Robert MacDonald points us to this news article by Esther Addley:
It’s another example of what’s probably bad science being published in a major journal, where other researchers point out its major flaws and the author doubles down.
In this case, the University of Bristol has an interesting reaction. It’s pulled down its article praising the research, which is good, but it’s also distancing itself from him. Whereas it was originally very happy to associate itself with this work, now they’re saying it was done independently and has nothing to do with Bristol. I’m actually pretty disappointed in that, partly because they can’t have it both ways but also because it seems (to me) like it weakens the university-faculty relationship.

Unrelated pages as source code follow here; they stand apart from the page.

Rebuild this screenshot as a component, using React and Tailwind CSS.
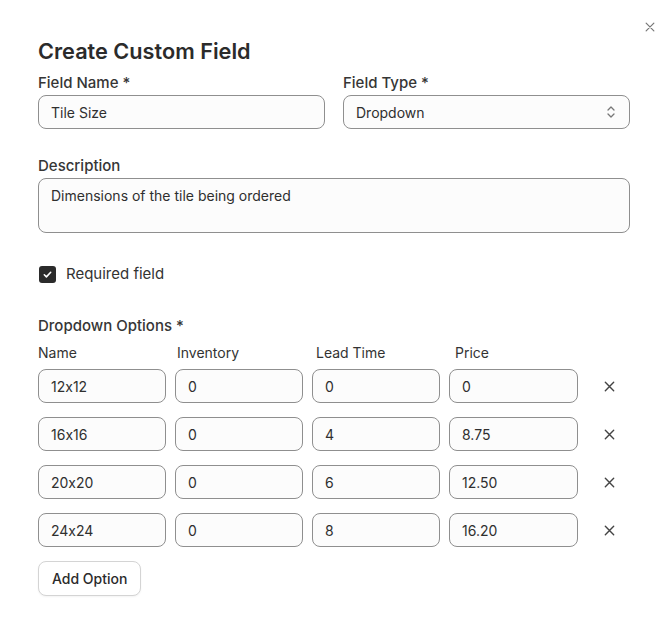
import React from "react";

const rows = [
  ["12x12", "0", "0", "0"],
  ["16x16", "0", "4", "8.75"],
  ["20x20", "0", "6", "12.50"],
  ["24x24", "0", "8", "16.20"],
];

function Input({ value, className = "" }) {
  return (
    <div className={"h-[34px] rounded-[8px] border border-[#8f8f8f] bg-[#fcfcfc] flex items-center px-[12px] text-[14px] text-[#2f2f2f] " + className}>
      {value}
    </div>
  );
}

function XIcon({ size = 14, color = "#3a3a3a", sw = 1.6 }) {
  return (
    <svg width={size} height={size} viewBox="0 0 14 14" fill="none">
      <path d="M2.5 2.5l9 9M11.5 2.5l-9 9" stroke={color} strokeWidth={sw} strokeLinecap="round" />
    </svg>
  );
}

export default function App() {
  return (
    <div className="relative w-[671px] h-[623px] bg-white text-[#2f2f2f] [font-feature-settings:'calt'_0]" style={{ fontFamily: "Inter, 'Noto Sans', sans-serif" }}>
      <button className="absolute right-[15px] top-[21px] p-0">
        <XIcon size={12} color="#777" sw={1.4} />
      </button>
      <div className="px-[38px] pt-[37px] w-[668px]">
        <h1 className="text-[21.7px] leading-[28px] font-semibold text-[#2b2b2b]">Create Custom Field</h1>
        <div className="mt-[8px] grid grid-cols-2 gap-x-[18px]">
          <div>
            <div className="text-[15px] leading-[20px] font-medium text-[#363636]">Field Name *</div>
            <Input value="Tile Size" className="mt-[2px]" />
          </div>
          <div>
            <div className="text-[15px] leading-[20px] font-medium text-[#363636]">Field Type *</div>
            <div className="mt-[2px] h-[34px] rounded-[8px] border border-[#8f8f8f] bg-[#fcfcfc] flex items-center justify-between px-[12px] text-[14px] text-[#2f2f2f]">
              <span>Dropdown</span>
              <svg width="12" height="16" viewBox="0 0 12 16" fill="none">
                <path d="M3 6l3-3 3 3M3 10l3 3 3-3" stroke="#777" strokeWidth="1.3" strokeLinecap="round" strokeLinejoin="round" />
              </svg>
            </div>
          </div>
        </div>
        <div className="mt-[27px]">
          <div className="text-[15px] leading-[20px] font-medium text-[#363636]">Description</div>
          <div className="mt-[2px] h-[55px] rounded-[8px] border border-[#8f8f8f] bg-[#fcfcfc] px-[12px] pt-[6px] text-[14px] text-[#2f2f2f]">
            Dimensions of the tile being ordered
          </div>
        </div>
        <div className="mt-[31px] flex items-center gap-[10px] pl-[1px]">
          <div className="w-[17px] h-[17px] rounded-[3px] bg-[#2b2b2b] flex items-center justify-center">
            <svg width="11" height="11" viewBox="0 0 12 12" fill="none">
              <path d="M2.5 6.3l2.3 2.3 4.7-5" stroke="white" strokeWidth="1.7" strokeLinecap="round" strokeLinejoin="round" />
            </svg>
          </div>
          <span className="text-[15px] leading-[20px] text-[#333]">Required field</span>
        </div>
        <div className="mt-[32px] text-[15px] leading-[20px] font-medium text-[#363636]">Dropdown Options *</div>
        <div className="mt-[7px] grid grid-cols-[128px_128px_128px_129px_1fr] gap-x-[9px] text-[14px] leading-[20px] text-[#333]">
          <div>Name</div>
          <div className="pl-[2px]">Inventory</div>
          <div className="pl-[4px]">Lead Time</div>
          <div className="pl-[6px]">Price</div>
          <div></div>
        </div>
        <div className="mt-[6px] flex flex-col gap-[14px]">
          {rows.map((r, i) => (
            <div key={i} className="grid grid-cols-[128px_128px_128px_129px_1fr] gap-x-[9px] items-center">
              {r.map((v, j) => (
                <Input key={j} value={v} />
              ))}
              <div className="flex justify-center pl-[1px]">
                <XIcon size={13} color="#444" sw={1.5} />
              </div>
            </div>
          ))}
        </div>
        <button className="mt-[14px] h-[35px] px-[13px] rounded-[8px] border border-[#d4d4d4] bg-white text-[14px] font-medium text-[#2b2b2b] shadow-[0_1px_2px_rgba(0,0,0,0.05)]">
          Add Option
        </button>
      </div>
    </div>
  );
}
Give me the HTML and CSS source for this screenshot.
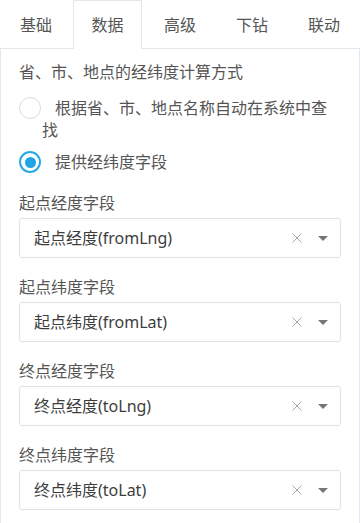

The author’s response (dripping with arrogance) is a concise summary of the sort of “published research is unquestionable” mentality you’ve been talking about. As quoted in the article:
The paper has been blind peer-reviewed and published in a highly reputable journal, which is the gold standard in scientific corroboration. Thus, all protocol was followed to the letter and the work is officially supported. Given time, many scholars will have used the solution for their own research of the manuscript and published their own papers, so the small tide of resistance will wane.
I find it particularly interesting that he’s arguing not that others will see he’s right, but that other people will start using his results — so I guess the resistance will dry up because his results will become embedded in the fabric of the whole field.
Yup. The research incumbency rule. Just horrible.